A federal judge says a family living inside Montana's Glacier National Park can no longer use a snowmobile to access their property.
Former Denver residents Jack and Stephanie McFarland sued Interior Secretary Bruce Babbitt in Missoula's U.S. District Court on Feb. 2. The McFarlands said park officials had acted improperly when they refused to issue the family a special permit so they could snowmobile in to their property. The lawsuit also accused the National Park Service of an "unconstitutional takings' of property.
The McFarlands maintain they have special privileges as "inholders," and that the government can't restrict reasonable access to their 2.75-acre tract along the North Fork of the Flathead River near Polebridge.
The McFarlands and their three young children moved to a cabin on the property last May. At the time, park officials say they warned the couple that the access road would be closed to vehicles once winter set in. Snowmobiles have been banned in Glacier Park since 1975.
Jack McFarland, 40, a financial consultant and World Wide Web page designer, commutes frequently to New York City. Once the road became snowbound, the family began skiing and hauling sleds to and from their property. Park officials said the couple could keep a snowmobile at their cabin, but only for medical emergencies.

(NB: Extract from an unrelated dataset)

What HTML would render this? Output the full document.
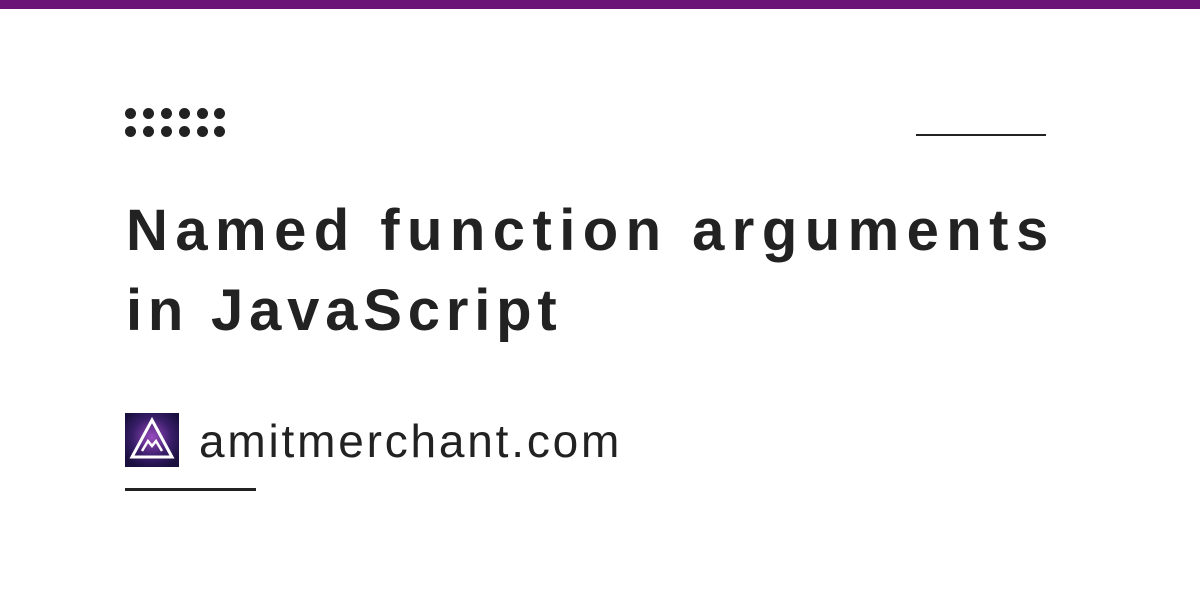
<!DOCTYPE html>
<html><head><style>
body{margin:0;width:1200px;height:600px;background:#fff;position:relative;overflow:hidden;font-family:"Liberation Sans",sans-serif;color:#222}
.bar{position:absolute;left:0;top:0;width:1200px;height:9px;background:#6b1478}
.dot{position:absolute;width:11px;height:11px;border-radius:50%;background:#222}
.t{position:absolute;left:126px;font-weight:bold;font-size:58px;letter-spacing:7.45px;white-space:nowrap;color:#222}
.line{position:absolute;height:3px;background:#222}
.d{position:absolute;left:199px;top:414px;font-size:46px;letter-spacing:2.8px;color:#222;white-space:nowrap}
</style></head><body>
<div class="bar"></div>
<div class="dot" style="left:125px;top:108px"></div><div class="dot" style="left:143px;top:108px"></div><div class="dot" style="left:161px;top:108px"></div><div class="dot" style="left:179px;top:108px"></div><div class="dot" style="left:197px;top:108px"></div><div class="dot" style="left:214px;top:108px"></div>
<div class="dot" style="left:125px;top:126px"></div><div class="dot" style="left:143px;top:126px"></div><div class="dot" style="left:161px;top:126px"></div><div class="dot" style="left:179px;top:126px"></div><div class="dot" style="left:197px;top:126px"></div><div class="dot" style="left:214px;top:126px"></div>
<div class="line" style="left:916px;top:134px;width:130px;height:2px"></div>
<div class="t" style="top:197px">Named function arguments</div>
<div class="t" style="top:277px;letter-spacing:5.8px">in JavaScript</div>
<svg style="position:absolute;left:125px;top:413px" width="54" height="54" viewBox="0 0 54 54">
<defs><radialGradient id="g" cx="50%" cy="45%" r="60%"><stop offset="0" stop-color="#9a4cc0"/><stop offset="0.6" stop-color="#3a1e6a"/><stop offset="1" stop-color="#1a1040"/></radialGradient></defs>
<rect width="54" height="54" fill="url(#g)"/>
<polygon points="27,7 47,44 7,44" fill="none" stroke="#fff" stroke-width="3"/>
<polyline points="17,38 23,28 27,33 31,28 37,38" fill="none" stroke="#fff" stroke-width="2.5"/>
</svg>
<div class="d">amitmerchant.com</div>
<div class="line" style="left:125px;top:488px;width:131px"></div>
</body></html>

Then the family went to court. Federal Judge Donald Molloy first granted the family's request for a temporary restraining order against the park. That allowed the McFarlands to use a snow machine for all types of transport. But on Feb. 8, Molloy refused to issue an injunction that would allow non-emergency snowmobile use to continue.

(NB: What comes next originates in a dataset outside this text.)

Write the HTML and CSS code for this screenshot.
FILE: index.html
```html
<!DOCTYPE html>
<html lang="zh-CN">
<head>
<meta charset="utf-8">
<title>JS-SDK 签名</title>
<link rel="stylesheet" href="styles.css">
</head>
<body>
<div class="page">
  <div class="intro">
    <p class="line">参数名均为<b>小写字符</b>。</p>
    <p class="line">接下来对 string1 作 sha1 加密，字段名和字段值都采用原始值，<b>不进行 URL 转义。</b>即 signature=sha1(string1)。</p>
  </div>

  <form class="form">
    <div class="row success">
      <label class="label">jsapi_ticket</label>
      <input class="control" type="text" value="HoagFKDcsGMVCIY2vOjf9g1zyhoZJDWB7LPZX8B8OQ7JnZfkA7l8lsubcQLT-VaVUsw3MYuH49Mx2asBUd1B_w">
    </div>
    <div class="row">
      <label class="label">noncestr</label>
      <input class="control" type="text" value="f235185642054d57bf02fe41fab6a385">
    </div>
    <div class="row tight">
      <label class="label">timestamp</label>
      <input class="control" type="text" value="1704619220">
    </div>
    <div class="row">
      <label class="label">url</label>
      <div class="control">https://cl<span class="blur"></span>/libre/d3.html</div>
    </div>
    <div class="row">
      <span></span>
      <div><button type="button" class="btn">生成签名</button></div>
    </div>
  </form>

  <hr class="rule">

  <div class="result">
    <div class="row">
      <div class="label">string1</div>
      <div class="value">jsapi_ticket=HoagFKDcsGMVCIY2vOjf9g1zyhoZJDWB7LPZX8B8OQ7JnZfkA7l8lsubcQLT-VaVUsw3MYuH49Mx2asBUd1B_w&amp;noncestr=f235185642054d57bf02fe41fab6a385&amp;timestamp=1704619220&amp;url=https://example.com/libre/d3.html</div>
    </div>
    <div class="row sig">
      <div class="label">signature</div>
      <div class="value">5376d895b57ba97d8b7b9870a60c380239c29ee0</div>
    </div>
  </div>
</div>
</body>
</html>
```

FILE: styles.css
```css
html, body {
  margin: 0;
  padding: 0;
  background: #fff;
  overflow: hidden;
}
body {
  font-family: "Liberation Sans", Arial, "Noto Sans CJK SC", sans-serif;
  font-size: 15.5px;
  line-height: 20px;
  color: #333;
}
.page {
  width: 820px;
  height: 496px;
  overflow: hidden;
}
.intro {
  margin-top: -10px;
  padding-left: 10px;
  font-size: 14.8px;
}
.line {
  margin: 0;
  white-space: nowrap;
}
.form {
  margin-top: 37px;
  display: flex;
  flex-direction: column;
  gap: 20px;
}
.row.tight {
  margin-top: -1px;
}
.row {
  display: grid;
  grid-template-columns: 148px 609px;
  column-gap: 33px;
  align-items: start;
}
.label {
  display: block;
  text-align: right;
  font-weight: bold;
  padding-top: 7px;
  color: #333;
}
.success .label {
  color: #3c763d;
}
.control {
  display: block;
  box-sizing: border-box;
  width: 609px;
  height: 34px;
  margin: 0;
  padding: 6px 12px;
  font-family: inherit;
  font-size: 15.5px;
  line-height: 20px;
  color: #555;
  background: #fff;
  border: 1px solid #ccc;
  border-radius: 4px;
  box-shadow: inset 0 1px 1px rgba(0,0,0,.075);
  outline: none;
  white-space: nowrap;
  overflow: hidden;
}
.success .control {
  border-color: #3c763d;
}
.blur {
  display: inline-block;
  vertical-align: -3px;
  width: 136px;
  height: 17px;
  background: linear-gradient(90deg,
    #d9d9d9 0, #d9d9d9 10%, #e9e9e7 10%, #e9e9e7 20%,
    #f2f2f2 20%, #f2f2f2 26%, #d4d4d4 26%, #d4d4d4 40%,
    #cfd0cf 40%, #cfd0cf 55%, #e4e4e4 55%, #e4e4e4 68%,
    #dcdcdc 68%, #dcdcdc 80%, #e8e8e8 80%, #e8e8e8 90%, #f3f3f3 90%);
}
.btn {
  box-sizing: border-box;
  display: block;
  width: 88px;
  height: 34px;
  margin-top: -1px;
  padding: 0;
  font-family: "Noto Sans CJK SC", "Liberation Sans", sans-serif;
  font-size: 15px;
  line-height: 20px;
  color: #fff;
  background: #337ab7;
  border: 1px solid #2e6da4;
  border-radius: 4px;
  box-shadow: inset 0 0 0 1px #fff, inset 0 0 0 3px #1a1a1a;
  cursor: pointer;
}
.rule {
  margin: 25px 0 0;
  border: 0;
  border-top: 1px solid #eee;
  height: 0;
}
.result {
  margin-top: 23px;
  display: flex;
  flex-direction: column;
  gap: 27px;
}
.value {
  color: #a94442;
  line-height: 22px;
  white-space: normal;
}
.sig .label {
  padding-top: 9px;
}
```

The McFarlands argue they've had family ties to the inholding for decades. They say the government now restricting their access created the problem by inviting homesteaders to settle the area before it became a national park. They vow to keep their lawsuit alive.
"The federal government encouraged these people to come," Stephen Berg, the family's attorney, told Judge Molloy. "You can't invite them in and gradually exclude them from getting to their property year-round."
"It wasn't simply that the park suddenly woke up and said there's not going to be any snowmobiles here," Molloy responded. "(Jack McFarland) created the situation that he's now arguing creates a risk to him and his family."